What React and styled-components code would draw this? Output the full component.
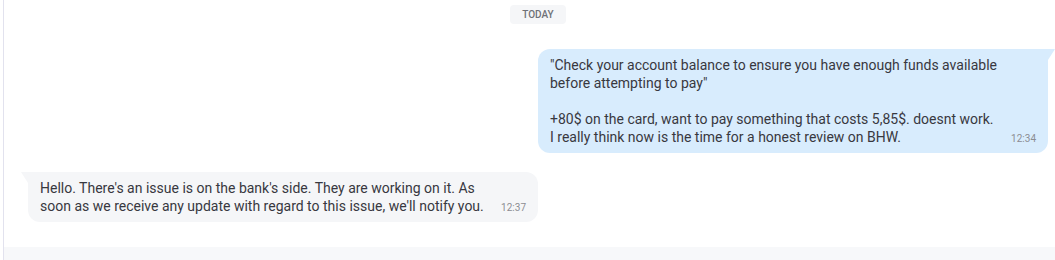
import styled, { createGlobalStyle } from 'styled-components';

const GlobalStyle = createGlobalStyle`
  html, body {
    margin: 0;
    padding: 0;
    background: #ffffff;
    font-family: Roboto, "Liberation Sans", Arial, sans-serif;
  }
`;

const messages = [
  {
    id: 1,
    own: true,
    time: '12:34',
    text:
      '"Check your account balance to ensure you have enough funds available\nbefore attempting to pay"\n\n+80$ on the card, want to pay something that costs 5,85$. doesnt work.\nI really think now is the time for a honest review on BHW.',
  },
  {
    id: 2,
    own: false,
    time: '12:37',
    text:
      "Hello. There's an issue is on the bank's side. They are working on it. As\nsoon as we receive any update with regard to this issue, we'll notify you.",
  },
];

const App = () => {
  return (
    <>
      <GlobalStyle />
      <ChatPanel>
        <MessageList>
          <DayLabel>Today</DayLabel>
          {messages.map(message => (
            <Row key={message.id} $own={message.own}>
              <Bubble $own={message.own}>
                {message.text}
                <Time>{message.time}</Time>
              </Bubble>
            </Row>
          ))}
        </MessageList>
        <Composer />
      </ChatPanel>
    </>
  );
};

export default App;

const ChatPanel = styled.div`
  margin-left: 3px;
  height: 260px;
  border-left: 1px solid #e2e2ee;
  display: flex;
  flex-direction: column;
`;

const MessageList = styled.div`
  height: 247px;
  box-sizing: border-box;
  padding: 5px 7px 0 24px;
  display: flex;
  flex-direction: column;
`;

const DayLabel = styled.div`
  align-self: center;
  padding: 0 12px;
  height: 19px;
  line-height: 19px;
  border-radius: 4px;
  background: #f5f6f8;
  color: #6f7177;
  font-size: 10px;
  font-weight: 500;
  text-transform: uppercase;
  margin-bottom: 25px;
`;

const Row = styled.div`
  display: flex;
  justify-content: ${p => (p.$own ? 'flex-end' : 'flex-start')};
  margin-bottom: 19px;
`;

const Bubble = styled.div`
  position: relative;
  width: 510px;
  box-sizing: border-box;
  padding: 7px 12px;
  font-size: 14px;
  line-height: 18px;
  color: #38383f;
  white-space: pre-line;
  background: ${p => (p.$own ? '#d8ecfd' : '#f5f6f8')};
  border-radius: ${p => (p.$own ? '12px 0 12px 12px' : '0 12px 12px 12px')};

  &::before {
    content: '';
    position: absolute;
    top: 0;
    ${p => (p.$own ? 'right: -7px;' : 'left: -7px;')}
    border-top: 11px solid ${p => (p.$own ? '#d8ecfd' : '#f5f6f8')};
    ${p =>
      p.$own
        ? 'border-right: 7px solid transparent;'
        : 'border-left: 7px solid transparent;'}
  }
`;

const Time = styled.span`
  float: right;
  margin: 4px 0 0 12px;
  font-size: 10px;
  line-height: 14px;
  color: #8c8d92;
`;

const Composer = styled.div`
  flex: 1;
  background: #f7f8fa;
`;
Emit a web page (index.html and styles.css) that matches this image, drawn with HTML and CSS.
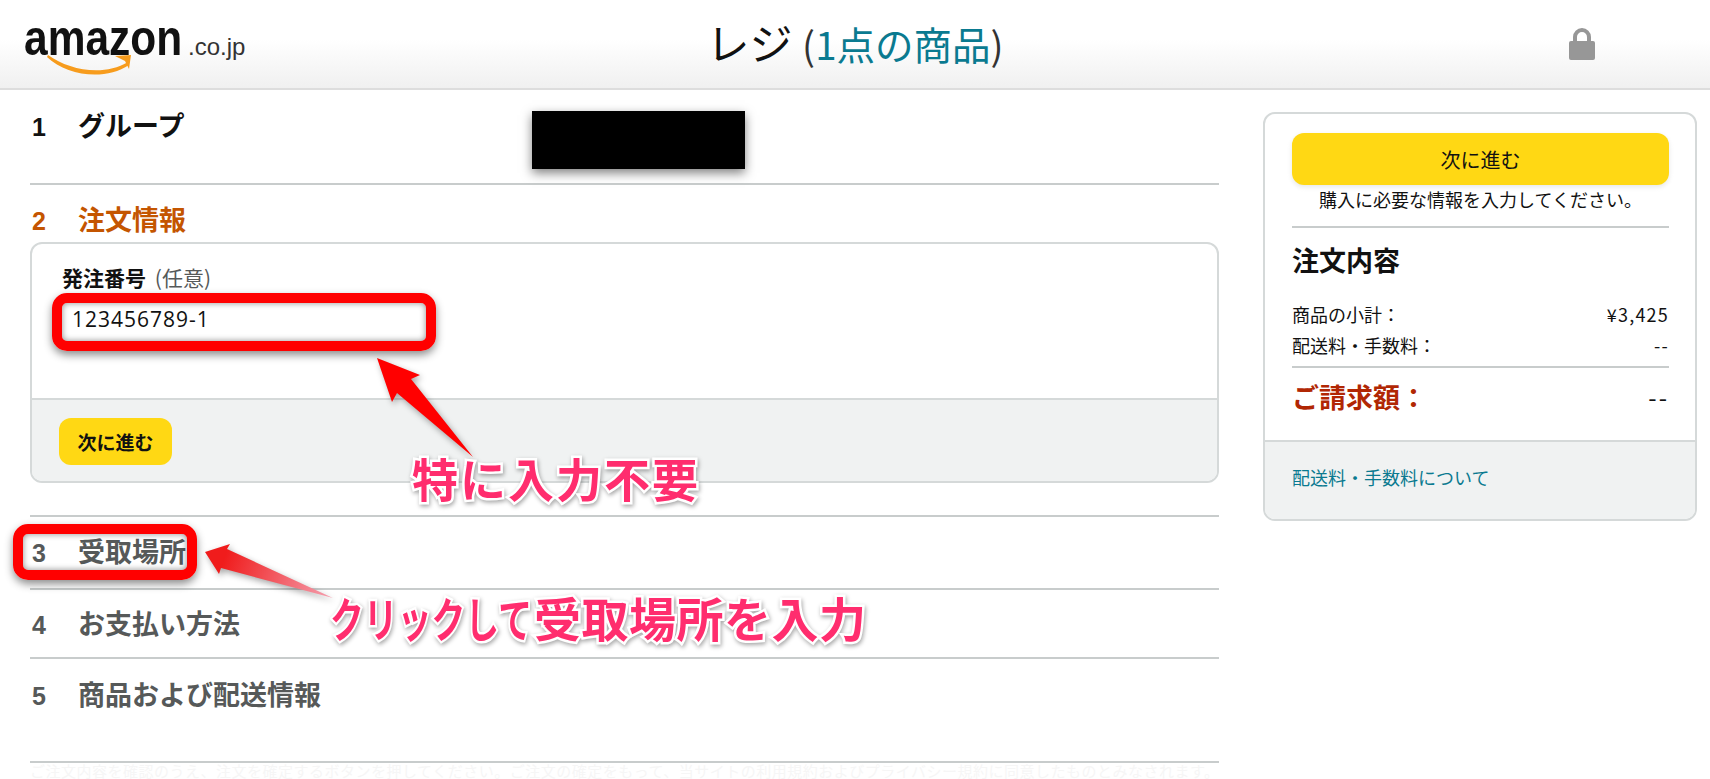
FILE: index.html
```html
<!DOCTYPE html>
<html lang="ja">

<head>
    <meta charset="utf-8">
    <meta name="viewport" content="width=device-width, initial-scale=1.0">
    <title>レジ</title>
    <link rel="stylesheet" href="styles.css">
</head>

<body>
    <header class="top-bar">
        <div class="logo">
            <span class="logo-word">amazon</span><span class="logo-tld">.co.jp</span>
            <svg class="logo-smile" width="90" height="24" viewBox="0 0 90 24">
                <path d="M1 2C22 17 56 24 81 9L82 12C58 28 20 23 0 4Z" fill="#f79c1d" />
                <path d="M68 3L84 2L82 16L78 8Z" fill="#f79c1d" />
            </svg>
        </div>
        <h1 class="page-title">レジ <span class="paren">(<a class="item-count">1点の商品</a>)</span></h1>
        <svg class="lock" width="28" height="32" viewBox="0 0 28 32">
            <path d="M7 14V9a7 7 0 0 1 14 0v5" fill="none" stroke="#979797" stroke-width="4" />
            <rect x="1" y="13" width="26" height="19" rx="2" fill="#979797" />
        </svg>
    </header>

    <main class="page">
        <div class="steps">
            <section class="step step-one">
                <h2 class="step-title"><span class="step-no">1</span>グループ</h2>
                <div class="redacted"></div>
            </section>

            <section class="step step-two">
                <h2 class="step-title active"><span class="step-no">2</span>注文情報</h2>
                <div class="order-box">
                    <div class="order-body">
                        <label class="field-label" for="poNumber">発注番号 <span class="optional">(任意)</span></label>
                        <div class="field-wrap">
                            <input class="field" id="poNumber" type="text" value="123456789-1">
                            <div class="ring"></div>
                        </div>
                    </div>
                    <div class="order-foot">
                        <button class="btn-next" type="button">次に進む</button>
                    </div>
                </div>
            </section>

            <section class="step step-three">
                <h2 class="step-title muted">
                    <span class="ring-wrap"><span class="step-no">3</span>受取場所<span class="ring ring-step"></span></span>
                </h2>
            </section>

            <section class="step step-four">
                <h2 class="step-title muted"><span class="step-no">4</span>お支払い方法</h2>
            </section>

            <section class="step step-five">
                <h2 class="step-title muted"><span class="step-no">5</span>商品および配送情報</h2>
            </section>

            <p class="faint-note">ご注文内容を確認のうえ、注文を確定するボタンを押してください。ご注文の確定をもって、当サイトの利用規約およびプライバシー規約に同意したものとみなされます。</p>
        </div>

        <aside class="summary">
            <div class="summary-body">
                <button class="btn-wide" type="button">次に進む</button>
                <p class="hint">購入に必要な情報を入力してください。</p>
                <h3 class="summary-title">注文内容</h3>
                <div class="row"><span>商品の小計：</span><span class="amount">¥3,425</span></div>
                <div class="row"><span>配送料・手数料：</span><span class="amount">--</span></div>
                <div class="row total"><span>ご請求額：</span><span class="total-value">--</span></div>
            </div>
            <div class="summary-foot">
                <a class="link">配送料・手数料について</a>
            </div>
        </aside>
    </main>

    <!-- 注釈の矢印と文字 -->
    <svg class="arrows" width="1710" height="779" viewBox="0 0 1710 779">
        <defs>
            <linearGradient id="fade" x1="205" y1="552" x2="333" y2="598" gradientUnits="userSpaceOnUse">
                <stop offset="0.15" stop-color="#f01c1c" />
                <stop offset="1" stop-color="#f5a0b0" />
            </linearGradient>
        </defs>
        <path d="M377 358L420 375L411 379L473 457L397 393L392 402Z" fill="#ff0000" />
        <path d="M205 552L230 544L227 549L333 598L221 568L219 574Z" fill="url(#fade)" />
    </svg>
    <div class="note note-one">特に入力不要</div>
    <div class="note note-two"><span class="note-kana">クリックして</span>受取場所を入力</div>
</body>

</html>
```

FILE: styles.css
```css
html, body {
    height: 779px;
    overflow: hidden;
}

body {
    margin: 0;
    background-color: #fff;
    color: #111;
    font-family: "Noto Sans CJK JP", sans-serif;
}

/* ヘッダー */
.top-bar {
    display: grid;
    grid-template-columns: 1fr auto 1fr;
    align-items: center;
    height: 88px;
    box-sizing: content-box;
    border-bottom: 2px solid #ddd;
    background: linear-gradient(to bottom, #fff 45%, #f0f0f0 100%);
}

.logo {
    position: relative;
    padding-left: 24px;
    height: 88px;
    box-sizing: border-box;
    white-space: nowrap;
}

.logo-word {
    display: inline-block;
    width: 155px;
    font-family: "Liberation Sans", sans-serif;
    font-size: 50px;
    font-weight: 700;
    line-height: 76px;
    transform: scaleX(0.85);
    transform-origin: left;
}

.logo-tld {
    margin-left: 9px;
    font-family: "Liberation Sans", sans-serif;
    font-size: 24px;
    color: #333;
}

.logo-smile {
    position: absolute;
    left: 47px;
    top: 53px;
}

.page-title {
    margin: 0 0 4px;
    font-size: 43px;
    font-weight: 400;
    line-height: 60px;
    color: #111;
}

.paren {
    font-size: 38.5px;
    color: #333;
}

.item-count {
    color: #0a7a90;
}

.lock {
    justify-self: end;
    margin-right: 114px;
}

/* 本体 */
.page {
    display: flex;
    gap: 44px;
    padding: 0 13px 0 30px;
}

.steps {
    width: 1189px;
    flex-shrink: 0;
}

.step {
    position: relative;
    border-bottom: 2px solid #c8cccc;
}

.step-one {
    padding: 20px 0 41px;
}

.step-two {
    padding: 19px 0 32px;
}

.step-three {
    padding: 19px 0 20px;
}

.step-four {
    padding: 18px 0 17px;
}

.step-five {
    padding: 20px 0 50px;
}

.step-title {
    margin: 0;
    font-size: 27px;
    font-weight: 700;
    line-height: 30px;
    color: #111;
}

.step-title.active {
    color: #c45500;
}

.step-title.muted {
    color: #565959;
}

.step-no {
    display: inline-block;
    width: 48px;
    padding-left: 2px;
    box-sizing: border-box;
    font-family: "Liberation Sans", sans-serif;
    font-size: 25px;
}

.redacted {
    position: absolute;
    left: 502px;
    top: 21px;
    width: 213px;
    height: 58px;
    background-color: #000;
    box-shadow: 0 4px 10px rgba(0, 0, 0, 0.5);
}

.order-box {
    margin-top: 6px;
    border: 2px solid #d5d9d9;
    border-radius: 12px;
    overflow: hidden;
}

.order-body {
    height: 154px;
    box-sizing: border-box;
    padding: 19px 30px 0;
}

.field-label {
    display: block;
    font-size: 21px;
    font-weight: 700;
    line-height: 28px;
}

.optional {
    margin-left: 4px;
    font-weight: 400;
    color: #565959;
}

.field-wrap {
    position: relative;
    width: 364px;
    margin-top: 13px;
}

.field {
    display: block;
    width: 100%;
    height: 33px;
    box-sizing: border-box;
    padding: 0 0 4px 10px;
    border: none;
    font-family: "Open Sans", sans-serif;
    font-size: 21px;
    letter-spacing: 1px;
    color: #111;
    background: transparent;
}

.ring {
    position: absolute;
    left: -10px;
    right: -10px;
    top: -11px;
    bottom: -14px;
    border: 10px solid #f00;
    border-radius: 15px;
    box-shadow: 0 4px 9px rgba(0, 0, 0, 0.45), inset 0 0 6px rgba(0, 0, 0, 0.45);
}

.ring-wrap {
    position: relative;
    display: inline-block;
}

.ring-step {
    left: -17px;
    right: -11px;
    top: -12px;
    bottom: -12px;
}

.order-foot {
    height: 83px;
    box-sizing: border-box;
    padding: 18px 27px 0;
    border-top: 2px solid #d5d9d9;
    background-color: #f0f2f2;
}

.btn-next {
    width: 113px;
    height: 47px;
    border: none;
    border-radius: 12px;
    background-color: #ffd814;
    font-family: inherit;
    font-size: 19px;
    font-weight: 700;
    color: #111;
}

.faint-note {
    margin: 0;
    font-size: 15px;
    line-height: 16px;
    color: #f6f6f6;
    text-align-last: justify;
}

/* 注文内容 */
.summary {
    width: 434px;
    height: 409px;
    margin-top: 22px;
    box-sizing: border-box;
    border: 2px solid #d5d9d9;
    border-radius: 12px;
    overflow: hidden;
}

.summary-body {
    height: 326px;
    box-sizing: border-box;
    padding: 19px 26px 0 27px;
}

.btn-wide {
    display: block;
    width: 100%;
    height: 52px;
    border: none;
    border-radius: 12px;
    background-color: #ffd814;
    box-shadow: 0 2px 5px rgba(213, 217, 217, 0.6);
    font-family: inherit;
    font-size: 20px;
    color: #111;
}

.hint {
    margin: 1px 0 0;
    padding-bottom: 14px;
    border-bottom: 2px solid #c8cccc;
    font-size: 18px;
    line-height: 26px;
    text-align: center;
}

.summary-title {
    margin: 15px 0 22px;
    font-size: 27px;
    font-weight: 700;
    line-height: 34px;
}

.row {
    display: flex;
    justify-content: space-between;
    font-size: 18px;
    line-height: 31px;
}

.amount {
    letter-spacing: 1.2px;
}

.row.total {
    margin-top: 5px;
    padding-top: 10px;
    border-top: 2px solid #c8cccc;
    font-size: 27px;
    font-weight: 700;
    line-height: 38px;
    color: #b12704;
}

.total-value {
    font-size: 24px;
    font-weight: 400;
    letter-spacing: 2px;
    color: #111;
}

.summary-foot {
    height: 80px;
    box-sizing: border-box;
    padding: 20px 0 0 27px;
    border-top: 2px solid #d5d9d9;
    background-color: #f0f2f2;
}

.link {
    font-size: 18px;
    line-height: 30px;
    color: #0a7a90;
}

/* 注釈 */
.arrows {
    position: absolute;
    left: 0;
    top: 0;
    pointer-events: none;
    filter: drop-shadow(2px 3px 3px rgba(0, 0, 0, 0.35));
}

.note {
    position: absolute;
    font-weight: 700;
    line-height: 60px;
    color: #ff2d6e;
    white-space: nowrap;
    -webkit-text-stroke: 5px #fff;
    paint-order: stroke fill;
    filter: drop-shadow(1px 2px 2px rgba(0, 0, 0, 0.35));
}

.note-one {
    left: 412px;
    top: 447px;
    font-size: 46px;
    letter-spacing: 2px;
}

.note-two {
    left: 330px;
    top: 587px;
    font-size: 47px;
    letter-spacing: 0.5px;
}

.note-kana {
    display: inline-block;
    width: 204px;
    letter-spacing: 0;
    transform: scaleX(0.72);
    transform-origin: left;
}
```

◇ ◇ ◇

(Objective): Where a line above includes "index", copy that line.

(Output for this task):
Emit a web page (index.html and styles.css) that matches this image, drawn with HTML and CSS.
FILE: index.html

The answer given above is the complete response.